Casino-related crime prompts police expansion

Thursday, June 2, 2011
Issue 1322, Page 2
Word count: 532
Published in: Macau Daily Times

By Poyi (Natalie) Leung

The Judiciary Police (PJ) plans to increase the number of its criminal investigators in response to rising casino-related crime in the territory, said Secretary for Security Cheong Kuoc Vá.

Between January and March this year, there were 186 and 31 criminal cases reported respectively inside and outside of local casinos, according to the statistics released in a press conference yesterday.

The secretary said that loan sharking accounted for the largest cases inside casino’s (35), then pick-pocketing (29) and the theft of gambling chips (18).

Meanwhile, “deprivation of freedom of movement”, which usually refers to illegal detention of debtors by loan sharks, made up 24 of the cases reported outside of the casinos in the first quarter of the year.

The Office of the Secretary for Security did not disclose the relative figures from the same period of 2010 for comparison, but Cheong Kuoc Vá said casino-related crime had “increased”.

He attributed the growth to the booming development in Macau’s gaming industry.

“Gaming revenues have been very strong over the past five months, meaning that a lot of people had come to Macau to gamble. The crime derived from surrounding the casinos certainly increased proportionally,” the secretary told reporters.

As such, he disclosed that the PJ will recruit an additional 70 criminal investigators amid the upward trend, adding that the 69 investigators previously enrolled will receive training shortly.

Juvenile delinquency goes up 

On the other hand, the crime statistics showed that there were 2,805 cases in the first three months of this year, down 1.2 percent when compared to the same period of 2010.

The figures indicated that, according to Cheong, Macau’s public security “remained stable”.

Yet, juvenile delinquency surged almost 86 percent to 39 cases, involving 44 boys and girls under the criminal liability age of 16 years old.

The secretary said that youth crime was mostly centred on shoplifting, theft of scooters and property damage.

He stressed that security forces are “very concerned” about the increase in juvenile delinquency and vowed to reinforce contact with other departments, schools and social organisations as well as to expand outreach and publicity campaigns.

In addition, Cheong said the police will carry out a string of inspections and raids in order to ensure a “safe environment” for local youth to enjoy the upcoming summer vacation.

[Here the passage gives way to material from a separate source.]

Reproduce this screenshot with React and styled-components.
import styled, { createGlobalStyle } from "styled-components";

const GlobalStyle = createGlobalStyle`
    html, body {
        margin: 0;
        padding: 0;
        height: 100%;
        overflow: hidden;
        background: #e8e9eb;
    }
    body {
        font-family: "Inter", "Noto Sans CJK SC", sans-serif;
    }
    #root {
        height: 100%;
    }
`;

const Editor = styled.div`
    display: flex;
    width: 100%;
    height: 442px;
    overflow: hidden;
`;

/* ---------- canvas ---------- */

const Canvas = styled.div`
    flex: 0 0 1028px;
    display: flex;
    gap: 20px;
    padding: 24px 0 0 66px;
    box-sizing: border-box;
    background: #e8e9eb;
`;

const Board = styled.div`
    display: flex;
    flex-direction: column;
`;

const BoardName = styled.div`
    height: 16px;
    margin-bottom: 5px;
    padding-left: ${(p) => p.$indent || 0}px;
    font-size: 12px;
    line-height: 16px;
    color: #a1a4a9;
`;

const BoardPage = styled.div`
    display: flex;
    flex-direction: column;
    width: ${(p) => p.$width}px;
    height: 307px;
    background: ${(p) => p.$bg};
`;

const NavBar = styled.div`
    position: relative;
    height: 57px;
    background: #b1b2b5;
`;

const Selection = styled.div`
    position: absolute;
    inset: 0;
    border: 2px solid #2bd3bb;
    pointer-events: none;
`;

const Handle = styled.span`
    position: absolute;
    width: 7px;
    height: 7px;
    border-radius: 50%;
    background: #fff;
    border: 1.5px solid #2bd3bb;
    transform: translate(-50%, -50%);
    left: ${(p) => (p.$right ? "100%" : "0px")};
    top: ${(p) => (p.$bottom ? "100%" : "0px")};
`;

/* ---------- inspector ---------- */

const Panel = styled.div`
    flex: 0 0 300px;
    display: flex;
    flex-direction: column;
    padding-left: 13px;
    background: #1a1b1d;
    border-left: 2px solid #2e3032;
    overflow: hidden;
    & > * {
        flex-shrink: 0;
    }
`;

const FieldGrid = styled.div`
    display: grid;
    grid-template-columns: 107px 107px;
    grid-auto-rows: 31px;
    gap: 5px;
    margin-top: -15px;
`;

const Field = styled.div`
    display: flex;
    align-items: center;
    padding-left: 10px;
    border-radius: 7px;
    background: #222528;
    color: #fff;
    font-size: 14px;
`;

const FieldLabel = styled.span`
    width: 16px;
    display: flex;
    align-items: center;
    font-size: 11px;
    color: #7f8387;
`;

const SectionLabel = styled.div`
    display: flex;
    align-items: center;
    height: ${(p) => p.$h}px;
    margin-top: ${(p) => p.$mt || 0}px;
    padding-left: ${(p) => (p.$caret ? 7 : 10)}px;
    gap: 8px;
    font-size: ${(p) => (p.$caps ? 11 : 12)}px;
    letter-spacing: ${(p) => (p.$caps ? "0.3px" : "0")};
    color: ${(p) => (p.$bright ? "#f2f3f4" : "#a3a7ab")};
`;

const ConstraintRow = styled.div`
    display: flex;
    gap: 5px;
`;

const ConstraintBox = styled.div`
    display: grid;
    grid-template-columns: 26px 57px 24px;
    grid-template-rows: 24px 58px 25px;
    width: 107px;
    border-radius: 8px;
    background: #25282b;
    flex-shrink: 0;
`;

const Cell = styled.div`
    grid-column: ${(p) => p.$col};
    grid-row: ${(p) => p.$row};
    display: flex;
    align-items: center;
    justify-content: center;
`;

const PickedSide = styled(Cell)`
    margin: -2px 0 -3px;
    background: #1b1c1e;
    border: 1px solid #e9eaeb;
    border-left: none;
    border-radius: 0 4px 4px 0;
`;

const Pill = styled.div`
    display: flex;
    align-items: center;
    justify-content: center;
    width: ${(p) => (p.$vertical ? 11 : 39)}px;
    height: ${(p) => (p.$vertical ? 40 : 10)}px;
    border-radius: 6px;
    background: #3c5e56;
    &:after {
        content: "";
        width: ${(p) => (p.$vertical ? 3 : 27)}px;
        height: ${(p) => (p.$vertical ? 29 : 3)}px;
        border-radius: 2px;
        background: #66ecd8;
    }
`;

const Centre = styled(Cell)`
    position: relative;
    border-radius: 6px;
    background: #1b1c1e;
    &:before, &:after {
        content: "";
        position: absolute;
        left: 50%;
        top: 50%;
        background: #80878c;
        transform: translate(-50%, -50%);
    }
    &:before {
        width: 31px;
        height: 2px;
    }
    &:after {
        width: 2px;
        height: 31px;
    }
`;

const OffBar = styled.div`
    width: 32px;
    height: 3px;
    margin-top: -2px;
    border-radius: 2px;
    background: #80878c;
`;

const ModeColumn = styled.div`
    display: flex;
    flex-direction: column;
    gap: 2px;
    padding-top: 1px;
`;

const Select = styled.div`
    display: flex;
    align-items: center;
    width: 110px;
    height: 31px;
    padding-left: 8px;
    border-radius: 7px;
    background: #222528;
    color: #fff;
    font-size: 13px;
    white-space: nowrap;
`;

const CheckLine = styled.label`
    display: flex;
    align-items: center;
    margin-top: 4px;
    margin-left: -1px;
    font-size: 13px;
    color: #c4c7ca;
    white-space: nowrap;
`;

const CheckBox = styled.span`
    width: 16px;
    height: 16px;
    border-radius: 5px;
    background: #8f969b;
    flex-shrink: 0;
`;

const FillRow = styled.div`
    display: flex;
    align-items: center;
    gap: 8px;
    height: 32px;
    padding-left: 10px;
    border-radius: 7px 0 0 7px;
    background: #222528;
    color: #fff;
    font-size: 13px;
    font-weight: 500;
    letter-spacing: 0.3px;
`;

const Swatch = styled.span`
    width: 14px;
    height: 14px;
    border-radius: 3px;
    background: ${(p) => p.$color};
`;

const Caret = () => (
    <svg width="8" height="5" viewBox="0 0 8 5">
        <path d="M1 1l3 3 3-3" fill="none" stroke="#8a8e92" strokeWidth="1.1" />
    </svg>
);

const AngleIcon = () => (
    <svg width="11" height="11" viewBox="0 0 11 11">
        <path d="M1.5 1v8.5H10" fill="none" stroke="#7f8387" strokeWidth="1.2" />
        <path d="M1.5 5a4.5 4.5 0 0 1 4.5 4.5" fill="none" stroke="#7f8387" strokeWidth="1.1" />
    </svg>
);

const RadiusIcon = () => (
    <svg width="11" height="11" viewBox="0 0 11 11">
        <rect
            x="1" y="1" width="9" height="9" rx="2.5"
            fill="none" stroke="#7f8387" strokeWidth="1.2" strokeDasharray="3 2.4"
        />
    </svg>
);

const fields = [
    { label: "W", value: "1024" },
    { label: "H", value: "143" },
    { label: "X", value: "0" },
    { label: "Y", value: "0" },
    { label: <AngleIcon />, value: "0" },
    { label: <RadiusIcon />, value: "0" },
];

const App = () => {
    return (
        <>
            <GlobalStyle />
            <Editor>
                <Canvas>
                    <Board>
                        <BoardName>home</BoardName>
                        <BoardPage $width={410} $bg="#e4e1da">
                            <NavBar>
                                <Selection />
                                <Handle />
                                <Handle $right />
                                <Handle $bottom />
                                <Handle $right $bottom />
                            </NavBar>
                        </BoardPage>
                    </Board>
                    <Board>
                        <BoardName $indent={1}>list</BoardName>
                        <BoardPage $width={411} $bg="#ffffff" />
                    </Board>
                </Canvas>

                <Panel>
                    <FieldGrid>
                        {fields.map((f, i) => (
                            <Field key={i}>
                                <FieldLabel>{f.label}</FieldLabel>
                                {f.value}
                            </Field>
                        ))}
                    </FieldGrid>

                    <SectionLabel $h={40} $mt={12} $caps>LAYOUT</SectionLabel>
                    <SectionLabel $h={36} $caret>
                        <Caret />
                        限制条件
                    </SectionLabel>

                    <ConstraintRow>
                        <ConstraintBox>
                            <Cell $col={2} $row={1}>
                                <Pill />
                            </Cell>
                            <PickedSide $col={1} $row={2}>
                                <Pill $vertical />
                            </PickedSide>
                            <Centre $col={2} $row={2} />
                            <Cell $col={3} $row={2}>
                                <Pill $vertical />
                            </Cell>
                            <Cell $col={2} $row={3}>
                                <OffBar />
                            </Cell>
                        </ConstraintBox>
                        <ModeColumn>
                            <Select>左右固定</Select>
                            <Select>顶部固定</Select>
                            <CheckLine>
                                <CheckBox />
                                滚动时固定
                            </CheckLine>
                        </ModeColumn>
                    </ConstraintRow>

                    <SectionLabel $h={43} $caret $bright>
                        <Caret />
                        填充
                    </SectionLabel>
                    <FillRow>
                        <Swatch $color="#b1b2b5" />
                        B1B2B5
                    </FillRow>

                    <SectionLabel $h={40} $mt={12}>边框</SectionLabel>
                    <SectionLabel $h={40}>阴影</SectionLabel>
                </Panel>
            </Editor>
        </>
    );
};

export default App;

Furthermore, the largest growth of 105.6 percent was reported in the act of false declaration to 74 cases between January and March. The secretary said the cases mostly involved the false submission of names, birth dates and other personal details.

Theft remained the most common type of crime in the SAR, accounting for 1,054 cases of the total.

Arson, however, dropped from 9 to 5 cases over the first quarter of 2010.

The statistics also showed that 292 illegal immigrants from mainland China were caught in the reporting period, whilst 6,646 mainland visitors were found to have overstayed their visas in Macau.

On the other hand, the secretary said the Public Security Police still have not completed the internal disciplinary investigation into the allegation of having treated journalists with violence in this year’s May 1 protest.

Yet, he said the report must be submitted “before the deadline stipulated by law”.